La copropriété est comprise dans le périmètre d’une association syndicale
Des immeubles en copropriété sont souvent inclus dans le périmètre d’intervention d’une association syndicale libre. Il s’observe alors une certaine confusion entre l’appartenance à l’association qui est le propre des copropriétaires eux-mêmes, et non du syndicat, et la participation aux assemblées générales de l’association qui est, en général, réservée au syndicat, via son syndic, à l’exclusion des copropriétaires pris individuellement.
Sur cette simple circonstance, nombre de gestionnaires d’associations ne convoquent que le syndic de la copropriété à l’assemblée générale de l’association, ce qui est admissible, voire nécessaire, mais n’adressent ensuite le procès-verbal qu’à ce même syndic.
Or, les copropriétaires sont personnellement membres de l’association et sont, de ce fait, recevables à contester les décisions de son assemblée générale, sans qu’un quelconque délai éventuellement prévu par les statuts ne leur soit opposable si le procès-verbal ne leur a pas été notifié, erreur fréquente qui a pour conséquence de fragiliser la personne morale et d’en perturber le bon fonctionnement.
Pour conclure, il convient de se souvenir que dès lors qu’une association syndicale libre a été constituée, par exemple pour assurer l’entretien et la conservation d’une voie privée, elle est seule compétente pour faire exécuter les travaux afférents à cet objet, et un syndicat de copropriétaires, riverain de cette voirie, doit soumettre préalablement toute requête intéressant ce genre de travaux, à l’association.
De même, le syndicat de copropriétaires d’un immeuble compris dans le périmètre d’une association syndicale libre n’a pas qualité pour agir en réparation des désordres affectant les ouvrages communs «de l’ensemble immobilier dont il n’est qu’une partie».
En revanche, une association syndicale libre n’a pas qualité pour «solliciter l’indemnisation des préjudices subis par des copropriétaires, une telle demande devant être formulée et justifiée par chacun des copropriétaires concernés».
Il est exact que l’objet d’une association tient principalement à la réalisation et à la gestion d’ouvrages d’intérêt commun pour ses membres, aux termes de l’article 1er de l’ordonnance du 1er juillet 2004. Cette personne morale n’a, par voie de conséquence, aucune compétence pour rechercher l’indemnisation d’un préjudice subi par un copropriétaire, quand bien même ce préjudice serait supporté collectivement et trouverait sa source dans les ouvrages communs. Il est alors vain de s’appuyer sur ce que prévoit le droit de la copropriété, dont on sait qu’il autorise le syndicat des copropriétaires à réclamer l’indemnisation de ses membres pour un préjudice subi collectivement.

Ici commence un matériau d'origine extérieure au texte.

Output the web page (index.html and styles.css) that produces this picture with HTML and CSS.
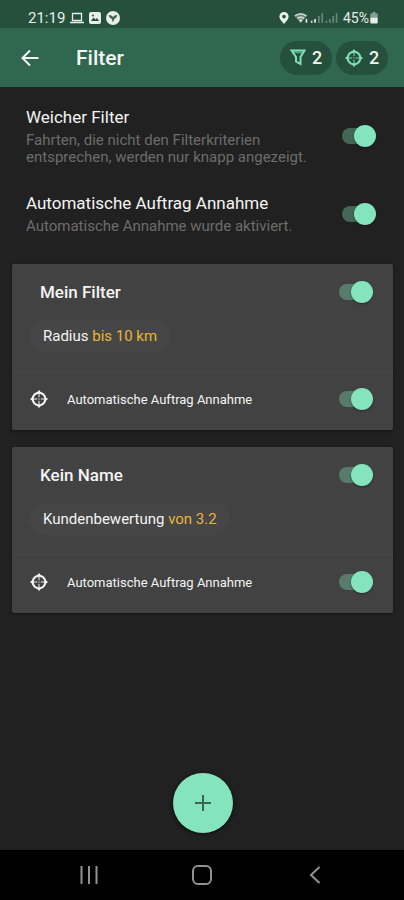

Ce petit vademecum, très incomplet, n’avait d’autre ambition que de rappeler quelques règles simples de gestion des ensembles immobiliers, que ceux-ci relèvent du droit de la copropriété ou s’inscrivent dans l’autre mode d’organisation que constitue l’association syndicale libre, afin que les différences substantielles entre les deux systèmes soient présentes à l’esprit des praticiens.